# Exercise description
Write out the listing below exactly, and omit any images you find in it.

# Provided data
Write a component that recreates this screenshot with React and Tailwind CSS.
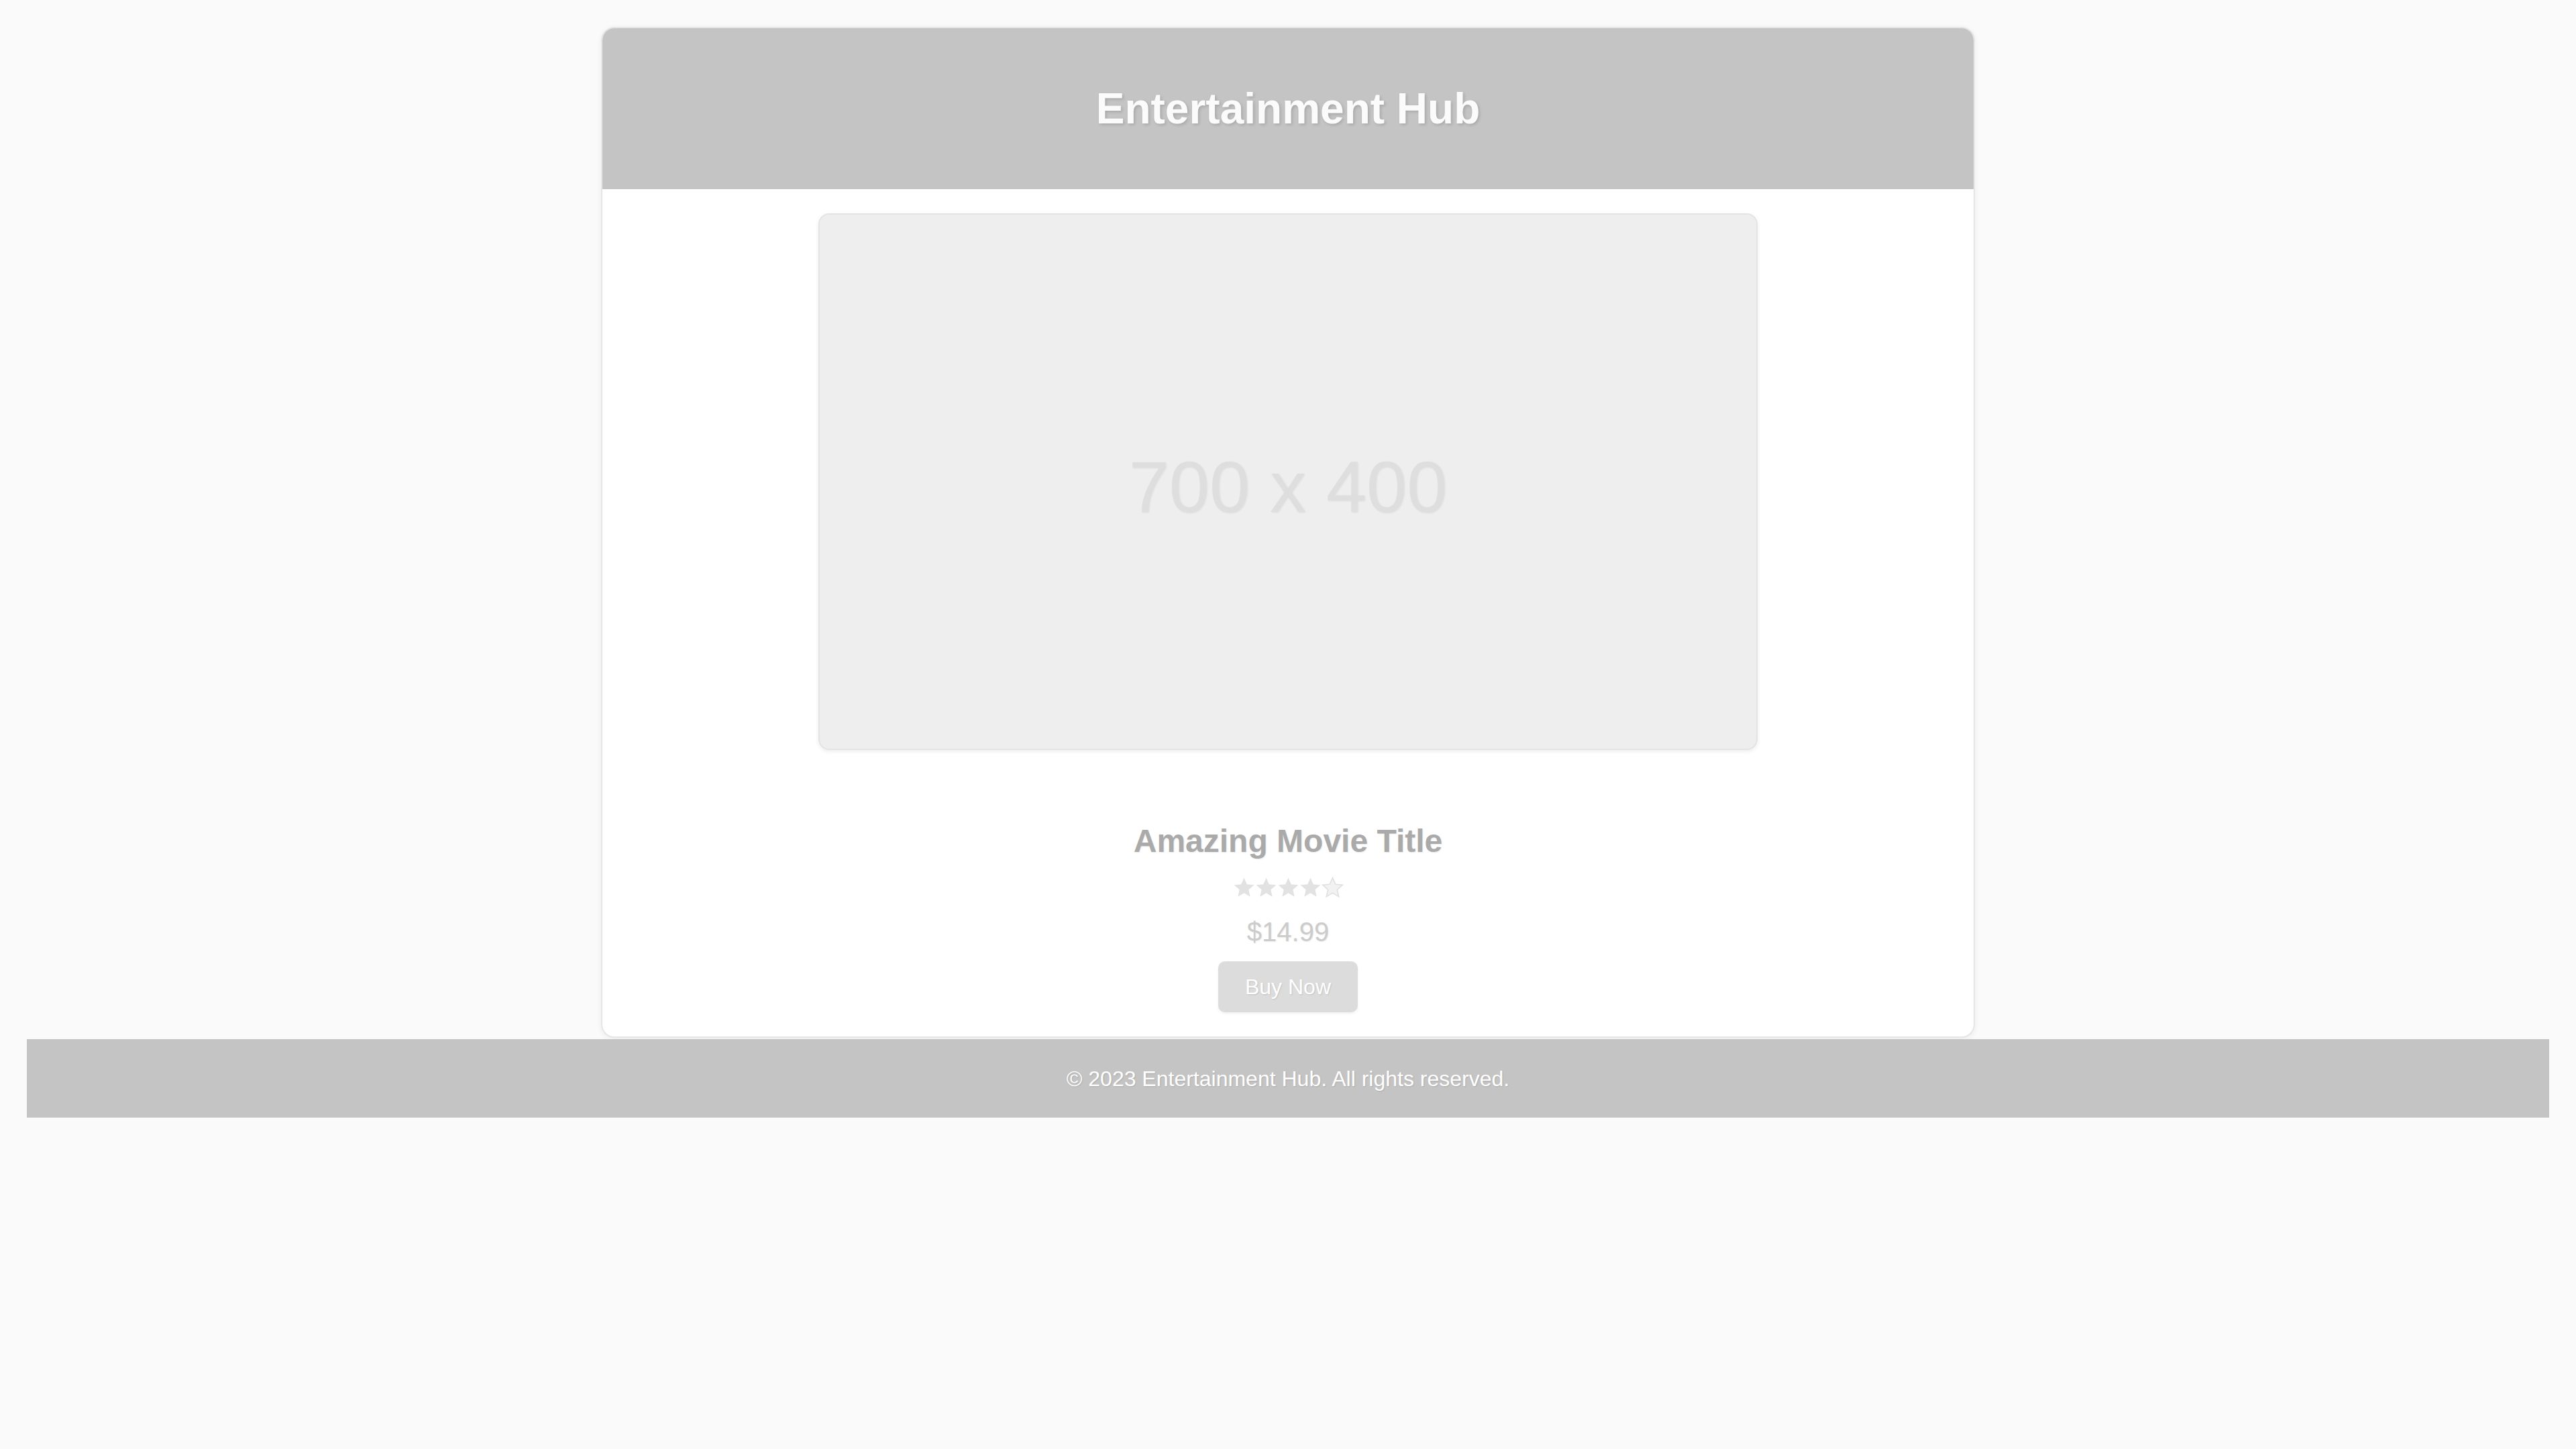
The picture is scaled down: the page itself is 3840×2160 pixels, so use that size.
import React from "react";

const Star = ({ filled }) => (
  <svg viewBox="0 0 24 24" className="w-[33px] h-[33px]">
    <path
      d="M12 1.8l3.1 7.1 7.7.7-5.8 5.1 1.7 7.6L12 18.3l-6.7 4 1.7-7.6-5.8-5.1 7.7-.7z"
      fill={filled ? "#e2e2e2" : "#f2f2f2"}
      stroke={filled ? "none" : "#e0e0e0"}
      strokeWidth="1.2"
    />
  </svg>
);

const App = () => {
  return (
    <div className="min-h-[2160px] bg-[#fafafa] px-[40px] pt-[40px] font-['Liberation_Sans',Arial,sans-serif]">
      {/* CARD */}
      <div className="mx-auto w-[2048px] bg-white rounded-[20px] border-2 border-[#e6e6e6] shadow-[0_2px_8px_rgba(0,0,0,0.06)] overflow-hidden">
        {/* Header */}
        <div className="h-[240px] bg-[#c4c4c4] flex items-center justify-center">
          <h1 className="text-[64px] font-bold text-[#fbfbfb] leading-none [text-shadow:2px_2px_4px_rgba(0,0,0,0.15)]">
            Entertainment Hub
          </h1>
        </div>

        {/* Content */}
        <div className="flex flex-col items-center pt-[36px] pb-[36px]">
          <div className="w-[1400px] h-[800px] bg-[#eeeeee] rounded-[16px] border-2 border-[#e4e4e4] shadow-[0_2px_6px_rgba(0,0,0,0.08)] flex items-center justify-center">
            <span className="text-[108px] text-[#dedede] leading-none pt-[16px] [text-shadow:1px_1px_3px_rgba(0,0,0,0.08)]">
              700 x 400
            </span>
          </div>

          <h2 className="mt-[108px] text-[48px] leading-[56px] font-bold text-[#aaaaaa] [text-shadow:1px_1px_2px_rgba(0,0,0,0.08)]">
            Amazing Movie Title
          </h2>

          <div className="mt-[24px] flex items-center">
            <Star filled />
            <Star filled />
            <Star filled />
            <Star filled />
            <Star />
          </div>

          <p className="mt-[27px] text-[40px] leading-[46px] text-[#cccccc] [text-shadow:1px_1px_2px_rgba(0,0,0,0.08)]">
            $14.99
          </p>

          <button className="mt-[21px] w-[208px] h-[76px] rounded-[10px] bg-[#dcdcdc] text-white text-[32px] shadow-[0_2px_4px_rgba(0,0,0,0.06)] [text-shadow:1px_1px_2px_rgba(0,0,0,0.12)]">
            Buy Now
          </button>
        </div>
      </div>

      {/* FOOTER */}
      <div className="mt-[2px] h-[117px] bg-[#c4c4c4] flex items-center justify-center">
        <p className="text-[32px] text-white [text-shadow:1px_1px_2px_rgba(0,0,0,0.12)]">
          © 2023 Entertainment Hub. All rights reserved.
        </p>
      </div>
    </div>
  );
};

export default App;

# Full output
Write a component that recreates this screenshot with React and Tailwind CSS.
The picture is scaled down: the page itself is 3840×2160 pixels, so use that size.
import React from "react";

const Star = ({ filled }) => (
  <svg viewBox="0 0 24 24" className="w-[33px] h-[33px]">
    <path
      d="M12 1.8l3.1 7.1 7.7.7-5.8 5.1 1.7 7.6L12 18.3l-6.7 4 1.7-7.6-5.8-5.1 7.7-.7z"
      fill={filled ? "#e2e2e2" : "#f2f2f2"}
      stroke={filled ? "none" : "#e0e0e0"}
      strokeWidth="1.2"
    />
  </svg>
);

const App = () => {
  return (
    <div className="min-h-[2160px] bg-[#fafafa] px-[40px] pt-[40px] font-['Liberation_Sans',Arial,sans-serif]">
      {/* CARD */}
      <div className="mx-auto w-[2048px] bg-white rounded-[20px] border-2 border-[#e6e6e6] shadow-[0_2px_8px_rgba(0,0,0,0.06)] overflow-hidden">
        {/* Header */}
        <div className="h-[240px] bg-[#c4c4c4] flex items-center justify-center">
          <h1 className="text-[64px] font-bold text-[#fbfbfb] leading-none [text-shadow:2px_2px_4px_rgba(0,0,0,0.15)]">
            Entertainment Hub
          </h1>
        </div>

        {/* Content */}
        <div className="flex flex-col items-center pt-[36px] pb-[36px]">
          <div className="w-[1400px] h-[800px] bg-[#eeeeee] rounded-[16px] border-2 border-[#e4e4e4] shadow-[0_2px_6px_rgba(0,0,0,0.08)] flex items-center justify-center">
            <span className="text-[108px] text-[#dedede] leading-none pt-[16px] [text-shadow:1px_1px_3px_rgba(0,0,0,0.08)]">
              700 x 400
            </span>
          </div>

          <h2 className="mt-[108px] text-[48px] leading-[56px] font-bold text-[#aaaaaa] [text-shadow:1px_1px_2px_rgba(0,0,0,0.08)]">
            Amazing Movie Title
          </h2>

          <div className="mt-[24px] flex items-center">
            <Star filled />
            <Star filled />
            <Star filled />
            <Star filled />
            <Star />
          </div>

          <p className="mt-[27px] text-[40px] leading-[46px] text-[#cccccc] [text-shadow:1px_1px_2px_rgba(0,0,0,0.08)]">
            $14.99
          </p>

          <button className="mt-[21px] w-[208px] h-[76px] rounded-[10px] bg-[#dcdcdc] text-white text-[32px] shadow-[0_2px_4px_rgba(0,0,0,0.06)] [text-shadow:1px_1px_2px_rgba(0,0,0,0.12)]">
            Buy Now
          </button>
        </div>
      </div>

      {/* FOOTER */}
      <div className="mt-[2px] h-[117px] bg-[#c4c4c4] flex items-center justify-center">
        <p className="text-[32px] text-white [text-shadow:1px_1px_2px_rgba(0,0,0,0.12)]">
          © 2023 Entertainment Hub. All rights reserved.
        </p>
      </div>
    </div>
  );
};

export default App;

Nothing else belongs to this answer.